As if its external troubles weren’t enough, SMIC is also facing troubles inside China from a recent anti-corruption drive against some of the massive government-led funds designed to build up the chip sector. The Chinese Central Commission for Discipline Inspection, the Communist Party’s anti-corruption watchdog, noted last month that the general manager of the China Integrated Circuit Industry Investment Fund, Ding Wenwu, was being investigated for corruption. Before that, two top officials of another fund came under similar investigations.

While the battery of investigations don’t implicate chipmakers like SMIC directly, the movement could signal the state might diminish its support for the company and its many peers while trying to overhaul the industry.

Francis Lun, CEO of GEO Securities, believes that with the U.S. intensifying its efforts to contain China’s high-tech development, SMIC’s efforts to upgrade even its more mature processes could face difficulties if Washington tries to contain the company’s development of such older technology.

“In addition, the slowdown in global smartphone sales recently, including in China, has reduced demand for microchips and added to the uncertainties faced by the company, thus it might not be wise to invest in the company now,” Lun said.
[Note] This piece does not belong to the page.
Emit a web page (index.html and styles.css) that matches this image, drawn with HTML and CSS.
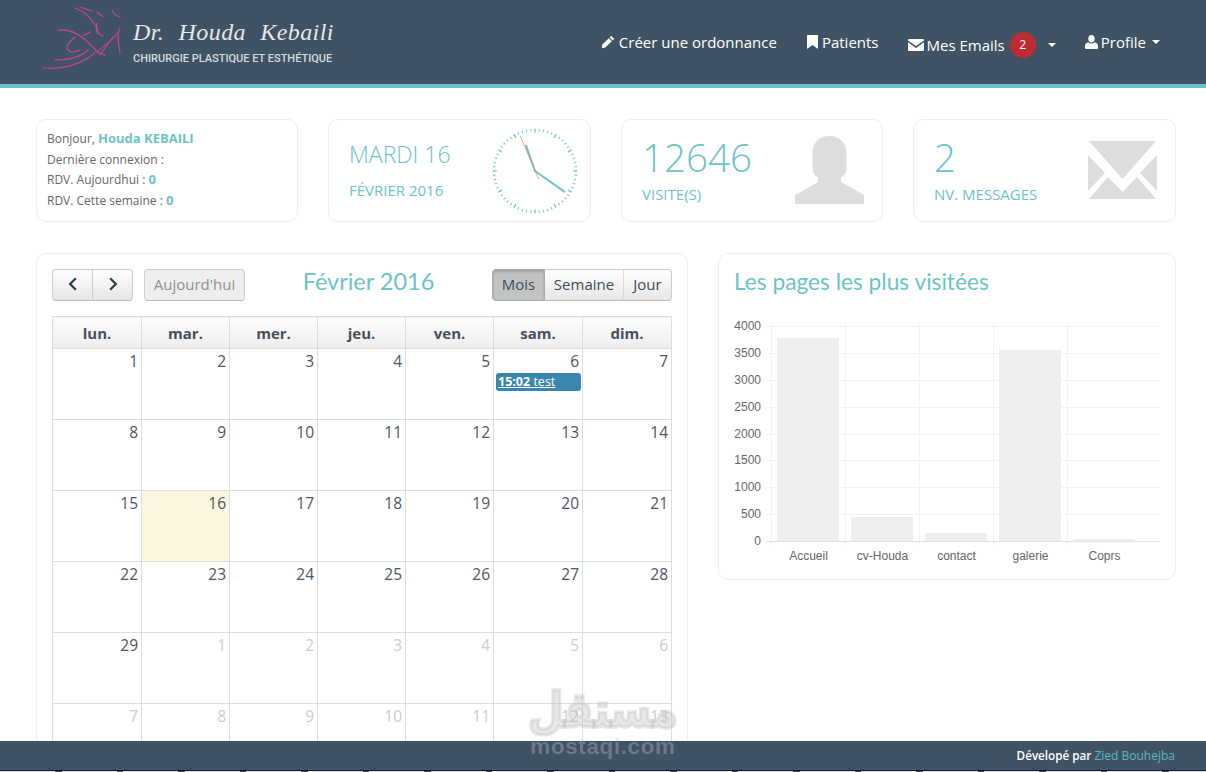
FILE: index.html
```html
<!DOCTYPE html>
<html lang="fr">
<head>
<meta charset="utf-8">
<title>Dr. Houda Kebaili</title>
<link rel="stylesheet" href="styles.css">
</head>
<body>
<header class="topbar">
  <a class="logo">
    <svg class="logo-mark" viewBox="40 4 84 68" aria-hidden="true">
      <g fill="none" stroke="#cf4491" stroke-width="1.100" stroke-linecap="round">
        <path d="M75 8Q86 12 93 22T97 33"/>
        <path d="M80 7L92 11"/>
        <path d="M97 12L103 17"/>
        <path d="M112 10Q113 15 120 17"/>
        <path d="M97 23Q94 33 103 36"/>
        <path d="M90 32Q87 35 83 35"/>
        <path d="M58 30Q72 29 83 38T97 52L105 55"/>
        <path d="M75 37Q64 46 68 50T80 50"/>
        <path d="M55 60Q78 60 88 50"/>
        <path d="M43 68Q70 70 88 58T118 33L120 28"/>
        <path d="M118 33Q118 44 120 53"/>
        <path d="M113 37L100 55"/>
      </g>
    </svg>
    <span class="logo-text">
      <span class="logo-name">Dr. Houda Kebaili</span>
      <span class="logo-tag">CHIRURGIE PLASTIQUE ET ESTHÉTIQUE</span>
    </span>
  </a>
  <nav class="nav">
    <a class="nav-item nav-create">
      <svg class="ico ico-pencil" viewBox="0 0 14 14"><path d="M10.2.8l3 3-1.6 1.6-3-3zM7.8 3.2l3 3L4.4 12.600 .8 13.200l.6-3.600z" fill="#fff"/></svg>Créer une ordonnance</a>
    <a class="nav-item nav-patients">
      <svg class="ico ico-bookmark" viewBox="0 0 11 14"><path d="M0 0h11v14L5.500 10 0 14z" fill="#fff"/></svg>Patients</a>
    <a class="nav-item nav-mail">
      <svg class="ico ico-mail" viewBox="0 0 16 12"><path d="M0 1.500V1q0-1 1-1h14q1 0 1 1v.5L8 7zM0 3.300V11q0 1 1 1h14q1 0 1-1V3.300L8 9z" fill="#fff"/></svg>Mes Emails<span class="badge">2</span><span class="caret caret-mail"></span></a>
    <a class="nav-item nav-profile">
      <svg class="ico ico-user" viewBox="0 0 13 14"><path d="M6.500 0c2 0 3.200 1.500 3.200 3.700S8.300 7.500 6.500 7.500 3.300 5.900 3.300 3.700 4.500 0 6.500 0zM3.400 7.300C4.300 8.200 5.300 8.600 6.500 8.600S8.700 8.200 9.600 7.300C11.600 7.700 13 9 13 11.500V13q0 1-1 1H1q-1 0-1-1v-1.500C0 9 1.400 7.700 3.400 7.300z" fill="#fff"/></svg>Profile<span class="caret"></span></a>
  </nav>
</header>

<main class="page">
  <section class="stats">
    <div class="card card-hello">
      <p>Bonjour, <b>Houda KEBAILI</b></p>
      <p>Dernière connexion :</p>
      <p>RDV. Aujourdhui : <b>0</b></p>
      <p>RDV. Cette semaine : <b>0</b></p>
    </div>
    <div class="card card-stat">
      <div>
        <div class="date-main">MARDI 16</div>
        <div class="date-sub">FÉVRIER 2016</div>
      </div>
      <svg class="clock" viewBox="0 0 90 90" aria-hidden="true">
        <g fill="none" stroke="#6cc4c6">
          <circle class="ticks-min" cx="45" cy="45" r="41" pathLength="60"/>
          <circle class="ticks-hour" cx="45" cy="45" r="40" pathLength="12"/>
        </g>
        <line class="hand" x1="45" y1="45" x2="36" y2="19.600"/>
        <line class="hand hand-min" x1="45" y1="45" x2="74.300" y2="65.600"/>
        <line class="hand-sec" x1="48.600" y1="53" x2="30.300" y2="10.300"/>
      </svg>
    </div>
    <div class="card card-stat">
      <div>
        <div class="stat-num">12646</div>
        <div class="stat-label">VISITE(S)</div>
      </div>
      <svg class="big-ico" viewBox="0 0 69 68" aria-hidden="true">
        <path d="M34.500 0C45 0 51.500 7 51.500 17V32C51.500 37 49 40 46 41V46L69 59V68H0V59L23 46V41C20 40 17.500 37 17.500 32V17C17.500 7 24 0 34.500 0z" fill="#ddd"/>
      </svg>
    </div>
    <div class="card card-stat">
      <div>
        <div class="stat-num">2</div>
        <div class="stat-label">NV. MESSAGES</div>
      </div>
      <svg class="big-ico big-mail" viewBox="0 0 69 58" aria-hidden="true">
        <path d="M1 0H68L34.500 38zM0 14L17 32 0 50zM69 14L52 32 69 50zM20 36L34.500 51 49 36 68 58H1z" fill="#ddd"/>
      </svg>
    </div>
  </section>

  <section class="columns">
    <div class="card panel-cal">
      <div class="toolbar">
        <div class="tb-group">
          <div class="btn-group">
            <button class="btn btn-icon"><svg viewBox="0 0 10 14"><path d="M7.500 2L2.500 7l5 5" fill="none" stroke="#2f3e4e" stroke-width="2"/></svg></button>
            <button class="btn btn-icon"><svg viewBox="0 0 10 14"><path d="M2.500 2l5 5-5 5" fill="none" stroke="#2f3e4e" stroke-width="2"/></svg></button>
          </div>
          <button class="btn btn-today">Aujourd'hui</button>
        </div>
        <h2 class="cal-title">Février 2016</h2>
        <div class="btn-group">
          <button class="btn btn-active btn-mois">Mois</button>
          <button class="btn btn-semaine">Semaine</button>
          <button class="btn btn-jour">Jour</button>
        </div>
      </div>
      <table class="cal">
        <colgroup>
          <col class="col-w"><col class="col-n"><col class="col-n"><col class="col-n"><col class="col-n"><col class="col-w"><col class="col-w">
        </colgroup>
        <thead>
          <tr><th>lun.</th><th>mar.</th><th>mer.</th><th>jeu.</th><th>ven.</th><th>sam.</th><th>dim.</th></tr>
        </thead>
        <tbody>
          <tr><td>1</td><td>2</td><td>3</td><td>4</td><td>5</td><td>6<a class="event"><b>15:02</b> test</a></td><td>7</td></tr>
          <tr><td>8</td><td>9</td><td>10</td><td>11</td><td>12</td><td>13</td><td>14</td></tr>
          <tr><td>15</td><td class="today">16</td><td>17</td><td>18</td><td>19</td><td>20</td><td>21</td></tr>
          <tr><td>22</td><td>23</td><td>24</td><td>25</td><td>26</td><td>27</td><td>28</td></tr>
          <tr><td>29</td><td class="other">1</td><td class="other">2</td><td class="other">3</td><td class="other">4</td><td class="other">5</td><td class="other">6</td></tr>
          <tr><td class="other">7</td><td class="other">8</td><td class="other">9</td><td class="other">10</td><td class="other">11</td><td class="other">12</td><td class="other">13</td></tr>
        </tbody>
      </table>
    </div>

    <div class="card panel-chart">
      <h2 class="chart-title">Les pages les plus visitées</h2>
      <svg class="chart" viewBox="719 320 456 244" aria-label="Graphique">
        <g class="grid">
          <path d="M766 326.500H1160M766 353.500H1160M766 380.500H1160M766 407.500H1160M766 434.500H1160M766 460.500H1160M766 487.500H1160M766 514.500H1160"/>
          <path d="M771.500 323V546M845.500 323V546M919.500 323V546M993.500 323V546M1067.500 323V546"/>
        </g>
        <path class="axis" d="M766 541.500H1160"/>
        <g class="bars">
          <rect x="777" y="338" width="62" height="203"/>
          <rect x="851" y="517" width="62" height="24"/>
          <rect x="925" y="533" width="62" height="8"/>
          <rect x="999" y="350" width="62" height="191"/>
          <rect x="1073" y="539" width="62" height="2"/>
        </g>
        <g class="y-labels">
          <text x="761" y="330">4000</text>
          <text x="761" y="357">3500</text>
          <text x="761" y="384">3000</text>
          <text x="761" y="411">2500</text>
          <text x="761" y="438">2000</text>
          <text x="761" y="464">1500</text>
          <text x="761" y="491">1000</text>
          <text x="761" y="518">500</text>
          <text x="761" y="545">0</text>
        </g>
        <g class="x-labels">
          <text x="808.500" y="560">Accueil</text>
          <text x="882.500" y="560">cv-Houda</text>
          <text x="956.500" y="560">contact</text>
          <text x="1030.500" y="560">galerie</text>
          <text x="1104.500" y="560">Coprs</text>
        </g>
      </svg>
    </div>
  </section>
</main>

<footer class="footer">Dévelopé par&nbsp;<a>Zied Bouhejba</a></footer>
<div class="footer-edge"></div>

<div class="watermark">
  <span class="wm-ar" dir="rtl" lang="ar">مستقل</span>
  <span class="wm-en">mostaqi.com</span>
</div>
</body>
</html>
```

FILE: styles.css
```css
* { box-sizing: border-box; }

html, body {
  margin: 0;
  height: 100%;
  overflow: hidden;
  background: #fff;
  font-family: "Open Sans", sans-serif;
  color: #666;
}

/* Top bar */
.topbar {
  height: 88px;
  background: #3f5364;
  border-bottom: 4px solid #6cc4c6;
  display: flex;
  align-items: flex-start;
  justify-content: space-between;
  padding: 0 46px 0 40px;
}
.logo { display: flex; align-items: flex-start; padding-top: 4px; }
.logo-mark { width: 84px; height: 68px; display: block; flex: none; }
.logo-text { display: flex; flex-direction: column; margin-left: 9px; padding-top: 11px; }
.logo-name {
  font-family: "Liberation Serif", serif;
  font-style: italic;
  font-size: 24px;
  line-height: 34px;
  letter-spacing: .4px;
  word-spacing: 8px;
  color: #e4e7ea;
  white-space: nowrap;
}
.logo-tag {
  font-family: Roboto, sans-serif;
  font-weight: 500;
  font-size: 11px;
  line-height: 14px;
  margin-top: 3px;
  color: #d5dadd;
  white-space: nowrap;
}
.nav { display: flex; align-items: flex-start; padding-top: 31px; color: #fff; font-size: 15px; line-height: 22px; }
.nav-item { display: flex; align-items: center; white-space: nowrap; }
.nav-create { margin-right: 30px; }
.nav-patients { margin-right: 29px; }
.nav-mail { margin-right: 29px; position: relative; top: 1px; }
.ico { display: block; flex: none; }
.ico-pencil { width: 14px; height: 14px; margin-right: 4px; }
.ico-bookmark { width: 11px; height: 14px; margin-right: 4px; }
.ico-mail { width: 16px; height: 12px; margin-right: 3px; }
.ico-user { width: 13px; height: 14px; margin-right: 3px; }
.badge {
  width: 26px;
  height: 26px;
  border-radius: 50%;
  background: #bd2c32;
  color: #fff;
  font-size: 12px;
  line-height: 26px;
  text-align: center;
  margin-left: 5px;
}
.caret {
  width: 0;
  height: 0;
  margin-left: 6px;
  border-top: 4px solid #fff;
  border-left: 4px solid transparent;
  border-right: 4px solid transparent;
}
.caret-mail { margin-left: 12px; }

/* Page */
.page { padding: 31px 30px 0 36px; }
.card {
  background: #fff;
  border: 1px solid #eee;
  border-radius: 10px;
}
.stats {
  display: grid;
  grid-template-columns: 262px 263px 262px 263px;
  gap: 30px;
}
.card-hello {
  height: 103px;
  padding: 9px 10px;
  font-size: 12px;
  line-height: 20.700px;
  color: #666;
}
.card-hello p { margin: 0; height: 20.700px; }
.card-hello b { color: #6cc4c6; font-weight: 700; font-size: 13px; line-height: 1; }
.card-stat {
  height: 103px;
  display: flex;
  align-items: center;
  justify-content: space-between;
  padding: 0 18px 0 20px;
  color: #6cc4c6;
}
.date-main { font-weight: 300; font-size: 23px; line-height: 30px; margin-top: -2px; }
.date-sub { font-size: 15px; line-height: 20px; margin-top: 11px; }
.stat-num { font-weight: 300; font-size: 38.500px; line-height: 46px; margin-top: -4px; }
.stat-label { font-size: 15px; line-height: 20px; margin-top: 4px; }

.clock { width: 90px; height: 90px; display: block; margin-right: -8px; }
.ticks-min { stroke-width: 2.500; stroke-dasharray: .25 .75; stroke-dashoffset: .125; opacity: .9; }
.ticks-hour { stroke-width: 4; stroke-dasharray: .05 .95; stroke-dashoffset: .025; }
.hand { stroke: #6cc4c6; stroke-width: 2; stroke-linecap: round; }
.hand-sec { stroke: #e0965a; stroke-width: .8; }
.big-ico { width: 69px; height: 68px; display: block; margin-top: -2px; }
.big-mail { height: 58px; }

.columns {
  display: grid;
  grid-template-columns: 652fr 458fr;
  gap: 30px;
  margin-top: 31px;
  align-items: start;
}

/* Calendar */
.panel-cal { padding: 15px; }
.toolbar {
  display: flex;
  justify-content: space-between;
  align-items: flex-start;
  height: 32px;
  margin-bottom: 15px;
}
.tb-group { display: flex; gap: 11px; }
.btn-group { display: flex; }
.btn {
  height: 32px;
  padding: 0 0 2px;
  font: 15px/28px "Open Sans", sans-serif;
  color: #3d4a5a;
  background: linear-gradient(#fff, #e6e6e6);
  border: 1px solid #ccc;
  border-bottom-color: #bbb;
  border-radius: 0;
  display: block;
}
.btn-group .btn + .btn { border-left: 0; }
.btn-group .btn:first-child { border-radius: 4px 0 0 4px; }
.btn-group .btn:last-child { border-radius: 0 4px 4px 0; }
.btn-icon { width: 41px; display: flex; align-items: center; justify-content: center; }
.btn-icon + .btn-icon { width: 40px; }
.btn-icon svg { width: 12px; height: 16px; display: block; }
.btn-today {
  width: 101px;
  background: #eee;
  color: #8f8f8f;
  border-radius: 4px;
}
.btn-active {
  background: #c2c4c4;
  box-shadow: inset 0 2px 3px rgba(0,0,0,.18);
  border-color: #aaa;
}
.btn-mois { width: 53px; }
.btn-semaine { width: 79px; border-right-color: #d8d8d8; }
.btn-jour { width: 48px; }
.cal-title {
  margin: 0;
  font: 400 23.500px/24px Lato, sans-serif;
  color: #6cc4c6;
}
.cal {
  width: 620px;
  table-layout: fixed;
  border-collapse: collapse;
}
.col-w { width: 89px; }
.col-n { width: 88px; }
.cal th, .cal td { border: 1px solid #ddd; }
.cal th {
  height: 32px;
  padding: 0;
  font-size: 15px;
  line-height: 28px;
  font-weight: 700;
  color: #46505c;
  background: linear-gradient(#fcfcfc, #eee);
}
.cal td {
  height: 71px;
  padding: 1px 3px 0 2px;
  vertical-align: top;
  text-align: right;
  font-size: 15.500px;
  line-height: 23px;
  color: #4a5766;
}
.cal td.other { color: #ccc; }
.cal td.today { background: #fcf6e0; }
.event {
  display: block;
  margin: 0 -2px 0 0;
  height: 18px;
  padding-left: 2px;
  border-radius: 3px;
  background: #3a87ad;
  color: #fff;
  font-size: 12.500px;
  line-height: 17px;
  text-align: left;
  text-decoration: underline;
}

/* Chart */
.panel-chart { padding: 15px; height: 327px; }
.chart-title {
  margin: 0 0 25px;
  font: 400 22.700px/26px Lato, sans-serif;
  color: #6cc4c6;
}
.chart {
  display: block;
  width: 456px;
  height: 244px;
  margin: 0 -15px;
  font-family: "Liberation Sans", sans-serif;
  font-size: 12px;
}
.grid path { fill: none; stroke: #f2f2f2; stroke-width: 1; }
.axis { fill: none; stroke: #e0e0e0; stroke-width: 1; }
.bars rect { fill: #eee; }
.y-labels text { fill: #666; text-anchor: end; }
.x-labels text { fill: #666; text-anchor: middle; }

/* Footer */
.footer {
  position: fixed;
  left: 0;
  right: 0;
  bottom: 1px;
  height: 30px;
  background: #3f5364;
  border-bottom: 1px solid #15191d;
  color: #fff;
  font-size: 11.700px;
  font-weight: 600;
  line-height: 29px;
  padding-right: 31px;
  display: flex;
  justify-content: flex-end;
}
.footer a { color: #5db8c0; font-weight: 400; font-size: 12px; }
.footer-edge {
  position: fixed;
  left: 0;
  right: 0;
  bottom: 0;
  height: 1px;
  background: repeating-linear-gradient(90deg, #e4e4e4 0 55px, #444 55px 61.500px);
}

/* Watermark */
.watermark {
  position: fixed;
  left: 528px;
  top: 684px;
  width: 150px;
  display: flex;
  flex-direction: column;
  align-items: center;
  pointer-events: none;
  color: rgba(190,190,190,.36);
}
.wm-ar {
  font: 700 41px/52px "DejaVu Sans", sans-serif;
  -webkit-text-stroke: 3px rgba(190,190,190,.36);
  transform: scaleY(1.2);
}
.wm-en { font: 700 22.500px/22px "Liberation Sans", sans-serif; letter-spacing: .6px; }
```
Kenny Wen, head of investment strategy at KGI Asia, pointed out two causes of concern for SMIC. First, the industry is undergoing a double-dip downturn, as SMIC management put it. Second, Tudor Brown, co-founder of semiconductor design firm  Arm Ltd., just resigned as one of SMIC’s independent directors. Those two developments have made the market concerned about the company’s prospects and added volatility to its shares, limiting its appeal to investors.

Such investor concerns could be weighing on SMIC’s shares, giving the company a meager forward price-to-earnings (P/E) ratio of just 1.8 times, according to Yahoo Finance. By comparison, TSMC trades at a much higher premium with a ratio of 14.5 times. The valuation disparity also indicates the market is concerned about the huge challenges SMIC is facing both at home and especially from abroad, which may ultimately relegate it to being a maker of lower-tech, lower-margin microchips.